Conference calls on the National Disabled Members Committee to:
1) Remind branches that employers should act themselves to ensure that they are complying with the Equality Act’s requirements to ensure they are fulfilling their duty to make reasonable adjustments, as well as their wider duty of care.
2) Develop a survey for branches in relation to the Occupational Health Services offered by employers the quality of the referrals, and the quality of the services offered.
3) Call on branches to seek statistics on the total number of staff in their employing organisation, and the number of disabled staff who have left the organisation due to ill-health capability in the past five financial years and collate this information to supplement the survey’s findings.
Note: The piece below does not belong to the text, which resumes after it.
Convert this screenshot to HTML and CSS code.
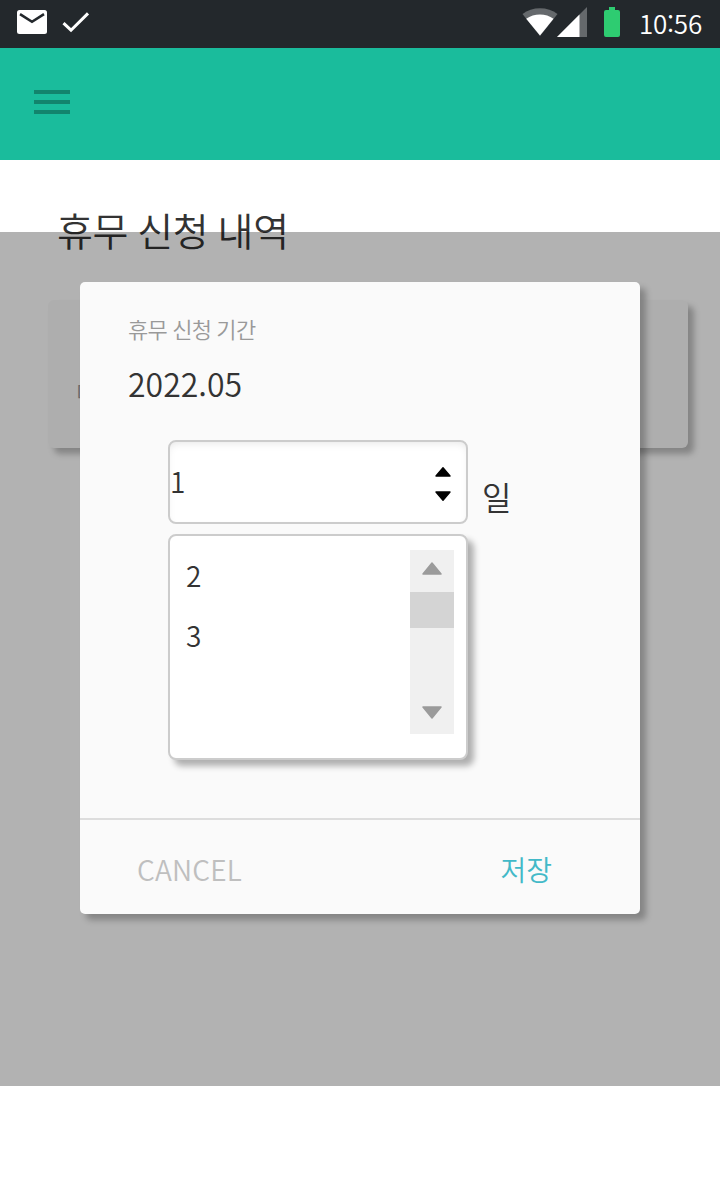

4) Use all findings to produce a guide for branches on good practice standards that would be associated with good employer Occupational Health provision and encourage branches to seek improvements to their own Occupational Health policies and provision where their employer’s provision falls short of the guidance standards.
5) Use all findings to lobby the UK Government (and devolved nations) to seek improvements to employer occupational health provision and practices to support disabled people work and remain in work, including recommendations of how this may be achieved.